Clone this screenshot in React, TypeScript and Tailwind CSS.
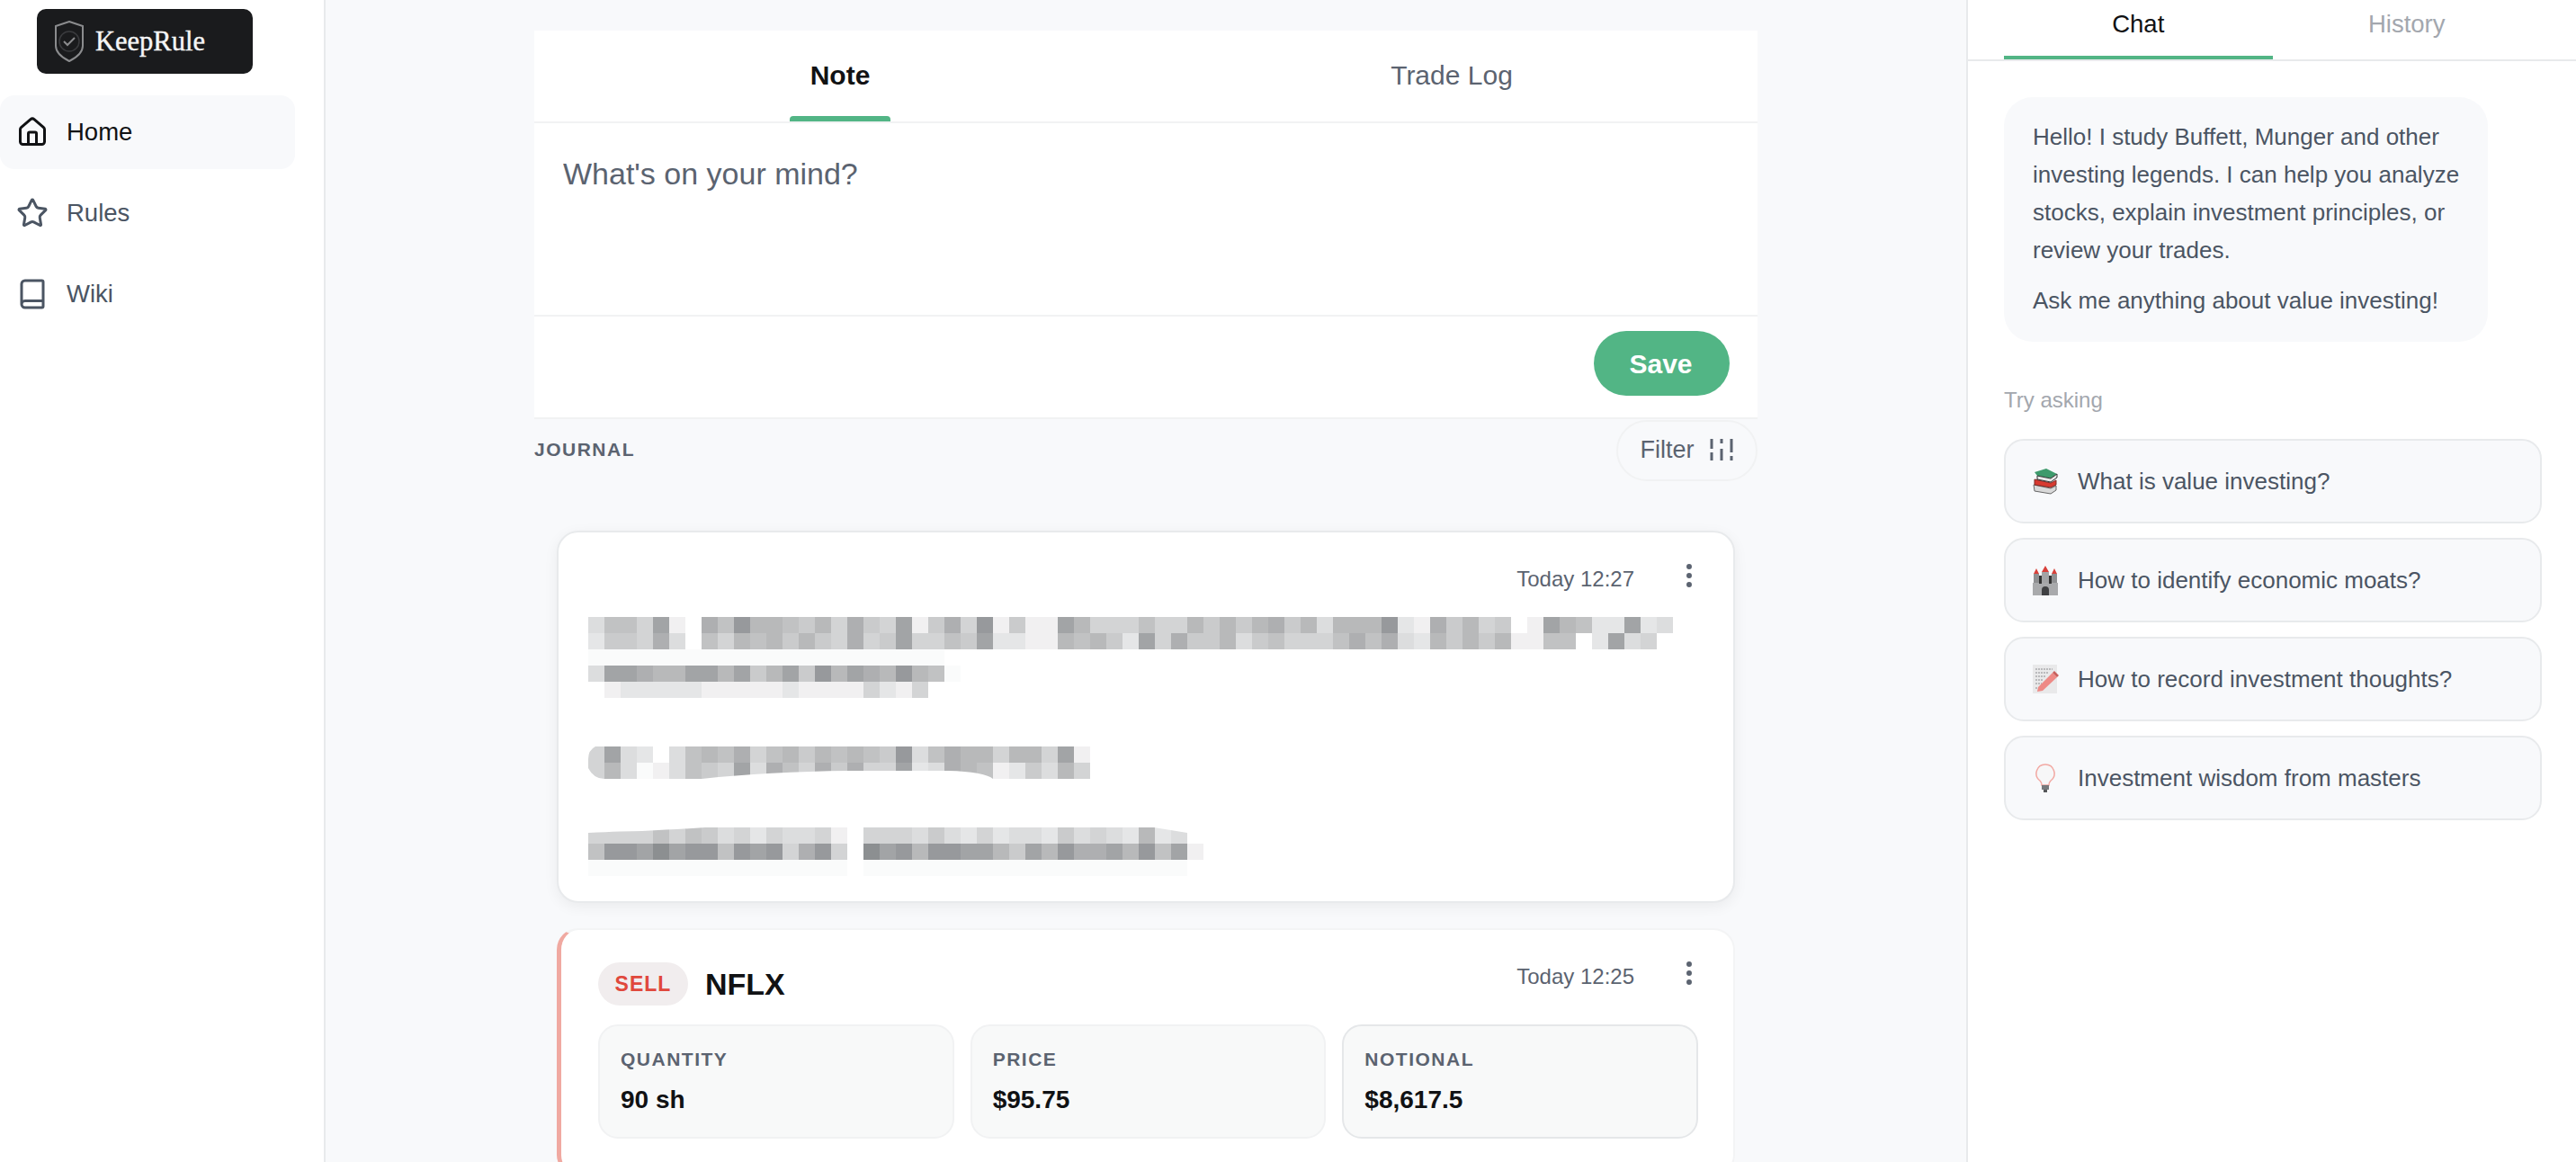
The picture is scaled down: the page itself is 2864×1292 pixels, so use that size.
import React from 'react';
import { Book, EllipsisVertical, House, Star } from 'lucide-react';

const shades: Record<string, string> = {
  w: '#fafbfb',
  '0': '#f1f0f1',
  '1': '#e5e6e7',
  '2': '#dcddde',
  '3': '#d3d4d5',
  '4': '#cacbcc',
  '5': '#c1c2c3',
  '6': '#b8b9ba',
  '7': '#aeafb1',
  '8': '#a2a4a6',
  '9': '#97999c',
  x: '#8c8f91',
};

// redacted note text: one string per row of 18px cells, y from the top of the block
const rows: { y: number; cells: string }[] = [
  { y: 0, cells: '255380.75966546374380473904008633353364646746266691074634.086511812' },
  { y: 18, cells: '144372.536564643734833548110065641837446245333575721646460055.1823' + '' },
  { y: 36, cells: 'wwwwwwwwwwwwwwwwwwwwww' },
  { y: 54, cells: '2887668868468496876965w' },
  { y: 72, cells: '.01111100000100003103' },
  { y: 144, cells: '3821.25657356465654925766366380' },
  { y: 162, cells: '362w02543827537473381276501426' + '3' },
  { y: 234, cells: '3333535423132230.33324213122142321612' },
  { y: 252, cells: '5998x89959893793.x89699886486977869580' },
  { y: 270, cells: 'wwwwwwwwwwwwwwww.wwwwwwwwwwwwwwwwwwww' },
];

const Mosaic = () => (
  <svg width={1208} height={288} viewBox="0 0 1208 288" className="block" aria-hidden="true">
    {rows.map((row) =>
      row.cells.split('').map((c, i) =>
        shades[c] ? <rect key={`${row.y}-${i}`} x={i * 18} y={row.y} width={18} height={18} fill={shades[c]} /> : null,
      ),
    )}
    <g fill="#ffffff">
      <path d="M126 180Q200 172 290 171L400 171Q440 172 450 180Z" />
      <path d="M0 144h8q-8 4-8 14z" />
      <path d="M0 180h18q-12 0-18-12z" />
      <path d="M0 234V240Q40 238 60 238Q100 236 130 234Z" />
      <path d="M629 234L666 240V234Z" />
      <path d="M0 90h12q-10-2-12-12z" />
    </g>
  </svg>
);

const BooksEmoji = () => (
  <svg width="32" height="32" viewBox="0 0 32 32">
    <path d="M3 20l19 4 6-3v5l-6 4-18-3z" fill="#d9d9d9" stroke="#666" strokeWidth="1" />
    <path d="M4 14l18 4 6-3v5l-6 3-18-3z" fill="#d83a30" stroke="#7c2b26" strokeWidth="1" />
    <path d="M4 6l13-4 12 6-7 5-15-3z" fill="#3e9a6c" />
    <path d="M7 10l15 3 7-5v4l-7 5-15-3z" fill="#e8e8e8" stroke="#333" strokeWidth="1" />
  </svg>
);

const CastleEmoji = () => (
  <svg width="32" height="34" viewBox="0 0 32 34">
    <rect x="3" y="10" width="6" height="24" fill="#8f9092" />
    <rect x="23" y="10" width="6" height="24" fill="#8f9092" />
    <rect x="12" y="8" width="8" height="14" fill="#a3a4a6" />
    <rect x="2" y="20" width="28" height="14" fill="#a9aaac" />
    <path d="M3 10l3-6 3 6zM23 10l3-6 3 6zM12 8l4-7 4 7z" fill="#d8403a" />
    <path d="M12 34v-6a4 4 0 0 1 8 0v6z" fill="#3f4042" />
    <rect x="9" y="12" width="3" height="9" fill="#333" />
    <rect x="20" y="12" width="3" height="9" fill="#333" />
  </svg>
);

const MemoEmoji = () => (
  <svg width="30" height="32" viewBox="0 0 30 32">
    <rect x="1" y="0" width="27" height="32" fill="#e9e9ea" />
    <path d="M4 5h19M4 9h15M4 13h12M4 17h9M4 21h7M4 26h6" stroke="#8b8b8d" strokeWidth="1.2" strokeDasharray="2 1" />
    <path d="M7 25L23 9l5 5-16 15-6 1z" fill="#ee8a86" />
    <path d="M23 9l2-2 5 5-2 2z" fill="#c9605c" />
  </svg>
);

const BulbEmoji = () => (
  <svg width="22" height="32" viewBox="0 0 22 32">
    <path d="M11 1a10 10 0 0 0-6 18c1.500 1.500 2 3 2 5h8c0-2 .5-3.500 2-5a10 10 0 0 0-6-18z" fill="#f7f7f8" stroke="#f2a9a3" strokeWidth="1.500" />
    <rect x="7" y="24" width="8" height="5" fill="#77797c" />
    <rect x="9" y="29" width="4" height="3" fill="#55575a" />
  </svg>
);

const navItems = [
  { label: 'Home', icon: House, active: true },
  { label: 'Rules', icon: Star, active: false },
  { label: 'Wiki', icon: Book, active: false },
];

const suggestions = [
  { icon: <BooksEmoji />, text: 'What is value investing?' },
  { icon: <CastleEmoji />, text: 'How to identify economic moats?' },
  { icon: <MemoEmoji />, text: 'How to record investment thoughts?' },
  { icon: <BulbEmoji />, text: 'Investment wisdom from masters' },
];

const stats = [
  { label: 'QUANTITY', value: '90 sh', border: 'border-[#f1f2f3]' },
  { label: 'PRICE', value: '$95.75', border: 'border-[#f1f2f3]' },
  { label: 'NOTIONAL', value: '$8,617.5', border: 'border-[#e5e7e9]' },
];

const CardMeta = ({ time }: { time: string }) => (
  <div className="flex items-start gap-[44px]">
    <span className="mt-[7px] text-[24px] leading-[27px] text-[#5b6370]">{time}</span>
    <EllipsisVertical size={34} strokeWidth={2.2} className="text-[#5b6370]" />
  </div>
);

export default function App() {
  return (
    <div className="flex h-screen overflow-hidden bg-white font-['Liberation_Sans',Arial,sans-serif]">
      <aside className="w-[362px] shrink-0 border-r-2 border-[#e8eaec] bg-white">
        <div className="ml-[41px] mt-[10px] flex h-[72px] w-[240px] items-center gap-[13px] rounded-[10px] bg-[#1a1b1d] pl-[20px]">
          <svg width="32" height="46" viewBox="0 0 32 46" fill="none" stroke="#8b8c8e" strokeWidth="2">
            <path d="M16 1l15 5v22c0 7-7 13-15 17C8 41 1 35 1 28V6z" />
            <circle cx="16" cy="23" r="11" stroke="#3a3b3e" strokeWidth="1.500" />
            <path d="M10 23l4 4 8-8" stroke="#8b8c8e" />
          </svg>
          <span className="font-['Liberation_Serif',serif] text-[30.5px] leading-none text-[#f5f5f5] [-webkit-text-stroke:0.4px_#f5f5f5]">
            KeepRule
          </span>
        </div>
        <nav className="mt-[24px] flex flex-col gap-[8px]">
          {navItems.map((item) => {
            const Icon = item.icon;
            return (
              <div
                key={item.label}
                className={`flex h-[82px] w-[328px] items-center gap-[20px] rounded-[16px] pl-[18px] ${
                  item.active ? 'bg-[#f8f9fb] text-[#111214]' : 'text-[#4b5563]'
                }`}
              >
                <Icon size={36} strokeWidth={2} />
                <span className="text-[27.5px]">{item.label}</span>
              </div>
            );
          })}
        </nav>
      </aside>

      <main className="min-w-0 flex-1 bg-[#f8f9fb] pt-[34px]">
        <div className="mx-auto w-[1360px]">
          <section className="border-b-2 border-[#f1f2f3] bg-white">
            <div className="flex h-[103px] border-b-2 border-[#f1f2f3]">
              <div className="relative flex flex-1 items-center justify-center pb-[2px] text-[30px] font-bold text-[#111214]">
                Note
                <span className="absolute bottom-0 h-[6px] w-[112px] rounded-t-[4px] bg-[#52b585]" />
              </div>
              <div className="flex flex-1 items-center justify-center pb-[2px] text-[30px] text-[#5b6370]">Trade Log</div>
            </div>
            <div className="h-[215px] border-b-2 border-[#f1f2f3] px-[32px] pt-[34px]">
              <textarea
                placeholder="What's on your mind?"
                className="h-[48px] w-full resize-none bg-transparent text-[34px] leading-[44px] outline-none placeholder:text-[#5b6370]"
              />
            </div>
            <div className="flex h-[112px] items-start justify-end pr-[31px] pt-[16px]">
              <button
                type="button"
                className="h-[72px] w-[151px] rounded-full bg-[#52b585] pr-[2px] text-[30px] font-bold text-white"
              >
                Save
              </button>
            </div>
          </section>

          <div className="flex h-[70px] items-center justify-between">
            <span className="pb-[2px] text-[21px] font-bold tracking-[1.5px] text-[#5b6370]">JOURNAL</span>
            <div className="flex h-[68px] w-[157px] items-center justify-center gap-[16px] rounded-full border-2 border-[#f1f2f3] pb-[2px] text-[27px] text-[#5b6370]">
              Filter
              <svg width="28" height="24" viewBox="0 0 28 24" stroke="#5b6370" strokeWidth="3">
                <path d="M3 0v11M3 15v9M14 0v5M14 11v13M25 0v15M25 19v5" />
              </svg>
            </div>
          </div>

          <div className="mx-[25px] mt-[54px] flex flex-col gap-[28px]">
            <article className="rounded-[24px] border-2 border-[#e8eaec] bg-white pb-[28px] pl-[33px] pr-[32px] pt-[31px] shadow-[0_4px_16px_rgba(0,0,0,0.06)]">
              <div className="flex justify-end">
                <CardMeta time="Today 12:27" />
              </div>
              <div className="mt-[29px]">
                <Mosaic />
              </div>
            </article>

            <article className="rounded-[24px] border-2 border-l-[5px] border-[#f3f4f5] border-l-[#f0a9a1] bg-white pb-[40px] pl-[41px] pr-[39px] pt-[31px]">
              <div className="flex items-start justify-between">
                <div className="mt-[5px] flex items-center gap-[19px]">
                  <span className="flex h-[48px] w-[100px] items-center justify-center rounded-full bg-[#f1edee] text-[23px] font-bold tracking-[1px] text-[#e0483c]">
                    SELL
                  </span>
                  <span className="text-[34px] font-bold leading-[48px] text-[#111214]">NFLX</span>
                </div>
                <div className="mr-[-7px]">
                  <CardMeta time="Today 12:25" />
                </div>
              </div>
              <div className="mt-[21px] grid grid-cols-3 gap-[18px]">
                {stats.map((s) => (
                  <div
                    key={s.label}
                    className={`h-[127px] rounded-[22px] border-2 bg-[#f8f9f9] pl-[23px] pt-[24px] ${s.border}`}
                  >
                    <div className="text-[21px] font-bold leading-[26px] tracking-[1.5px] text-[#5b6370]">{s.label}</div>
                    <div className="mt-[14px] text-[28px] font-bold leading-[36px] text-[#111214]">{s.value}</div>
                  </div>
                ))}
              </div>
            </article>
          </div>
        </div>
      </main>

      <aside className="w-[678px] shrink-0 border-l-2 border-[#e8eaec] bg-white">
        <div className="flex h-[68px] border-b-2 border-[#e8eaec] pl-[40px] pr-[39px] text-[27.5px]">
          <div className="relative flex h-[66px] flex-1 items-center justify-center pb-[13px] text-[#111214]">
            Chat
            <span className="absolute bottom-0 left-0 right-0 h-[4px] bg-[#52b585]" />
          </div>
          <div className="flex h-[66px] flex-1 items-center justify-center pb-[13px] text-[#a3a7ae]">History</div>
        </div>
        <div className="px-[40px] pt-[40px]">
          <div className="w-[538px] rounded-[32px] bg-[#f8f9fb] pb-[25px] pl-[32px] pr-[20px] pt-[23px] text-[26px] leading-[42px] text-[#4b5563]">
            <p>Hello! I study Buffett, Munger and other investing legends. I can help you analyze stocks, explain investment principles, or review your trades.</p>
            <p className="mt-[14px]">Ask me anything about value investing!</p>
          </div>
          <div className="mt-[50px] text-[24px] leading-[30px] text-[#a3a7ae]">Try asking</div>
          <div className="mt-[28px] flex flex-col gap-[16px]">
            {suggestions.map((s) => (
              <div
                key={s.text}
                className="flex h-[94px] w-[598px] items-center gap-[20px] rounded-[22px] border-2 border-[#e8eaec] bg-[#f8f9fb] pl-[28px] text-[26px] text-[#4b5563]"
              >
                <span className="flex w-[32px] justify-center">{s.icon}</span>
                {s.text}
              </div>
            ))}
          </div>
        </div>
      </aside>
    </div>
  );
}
********
Repeat the lines of the listing above verbatim, beginning at its first line and ending at the line containing "EllipsisVertical, House, Star", which is included. Omit pictures.

Clone this screenshot in React, TypeScript and Tailwind CSS.
The picture is scaled down: the page itself is 2864×1292 pixels, so use that size.
import React from 'react';
import { Book, EllipsisVertical, House, Star } from 'lucide-react';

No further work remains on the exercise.